Tue Jan 12 03:28:58 PST 2016

On 11/01/2016 23:14, Chris Wilson wrote:
> On Mon, Jan 11, 2016 at 06:42:47PM +0000, John.C.Harrison at Intel.com wrote:
>> From: John Harrison <John.C.Harrison at Intel.com>
>>
>> The scheduler can cause batch buffers, and hence requests, to be
>> submitted to the ring out of order and asynchronously to their
>> submission to the driver. Thus at the point of waiting for the
>> completion of a given request, it is not even guaranteed that the
>> request has actually been sent to the hardware yet. Even it is has
>> been sent, it is possible that it could be pre-empted and thus
>> 'unsent'.
>>
>> This means that it is necessary to be able to submit requests to the
>> hardware during the wait call itself. Unfortunately, while some
>> callers of __wait_request() release the mutex lock first, others do
>> not (and apparently can not). Hence there is the ability to deadlock
>> as the wait stalls for submission but the asynchronous submission is
>> stalled for the mutex lock.
> That is a nonsequitor. Do you mean to say that unless we take action
> inside GEM, the request will never be submitted to hardware by the
> scheduler?

Potentially. The scheduler holds on to batches inside its internal queue 
for later submission. It can also preempt batches that have already been 
sent to the hardware. Thus the wait call might be waiting on a batch 
with has or has not been submitted but even it is currently executing, 
it might get kicked out and need re-submitting. That submission requires 
calling the back end submission part of the driver - legacy ring buffer, 
execlist or GuC. Those back ends all require grabbing the mutex lock.

>   
>> This change hooks the scheduler in to the __wait_request() code to
>> ensure correct behaviour. That is, flush the target batch buffer
>> through to the hardware and do not deadlock waiting for something that
>> cannot currently be submitted.
> The dependencies are known during request construction, how could we
> generate a cyclic graph?
It is not so much a cyclic graph as a bouncing one. As noted above, even 
a batch buffer which is currently executing could get preempted and need 
to be resubmitted again while someone is waiting one it.

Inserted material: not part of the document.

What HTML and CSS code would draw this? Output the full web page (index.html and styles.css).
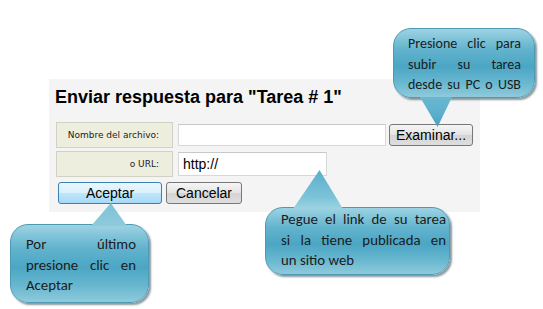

>   The scheduler itself does not need the
> struct_mutex (other than the buggy code),
The scheduler internally does not need the mutex lock at all - it has 
its own private spinlock for critical data. However, the back end 
submission paths do currently require the mutex lock.

>   so GEM holding the
> struct_mutex will not prevent the scheduler from eventually submitting
> the request we are waiting for. So as far as I can see, you are papering
> over your own bugs.
> -Chris
>